FRANCO M. DI SCIULLO

Per una redditizia occupazione dei poveri. Locke, Defoe, 

e l'istituzionalizzazione dei poveri non occupati

   

N. 171

 

Summary — The aim of this article is to discuss John Locke’s and Daniel Defoe’s ideas on the education and profitable employment of the poor. It deals with Locke’s Report of the Board of Trade to the Lords Justices, Respecting the Relief and Employment of the Poor and Defoe’s Giving Alms No Charity, and Employing the Poor a Grievance to the Nation. They are considered in their historical and cultural context, vis-a-vis contemporary attitudes towards the poor and proposals by philanthropists and poor-law reformers. Locke’s and Defoe's ideas of the political connection between the State and the poor are compared. Their relationship with Sir Humprhy Mackworth’s Bill for the Relief,Imployment, and Settlement of the Poor (better known as workhouse bill) is also stressed.

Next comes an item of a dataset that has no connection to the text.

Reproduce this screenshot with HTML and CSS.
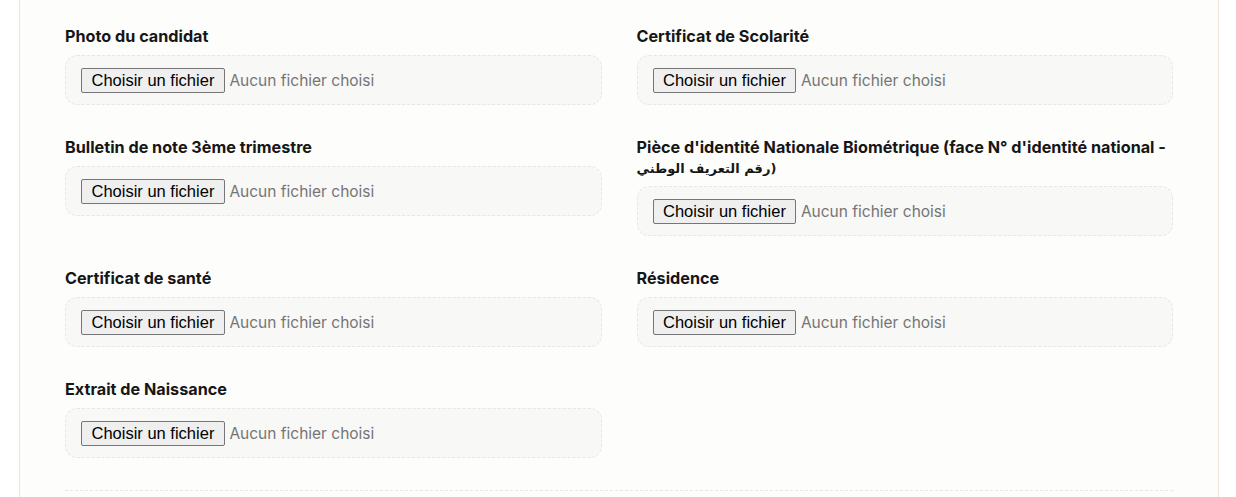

The author shares the opinion of those who have emphasized that, in condemning the system of workhouses and schools of industry proposed by Locke and Mackworth, Defoe does not go as far as criticising state intervention into a free market in labour, since his views are in fact consistent with the traditional mercantilist approach to the problem. Importance is given to the complex role played by the market in Defoe’s pamphlet: his acceptance of the existence of ‘Arcanas of Trade’ does not prevent him from advocating a low-wage policy or considering the market as a state institution. Defoe’s view of the market and its effects is also juxtaposed with the function given, in Locke’s Report, to schools of industry and corporal punishments, as means of reforming the characters of the poor, and to the importance attached to the workhouse system, in Mackworth’s bill as well as in a great deal of contemporary literature, as a means of relieving the poor and increasing the wealth of the kingdom, which was considered to be greatly endangered by their being out of work.

Finally, the results of the workhouse system in the eighteenth and nineteenth centuries are briefly compared with Locke’s hopes, Mackworth’s proposals, and Defoe’s criticism.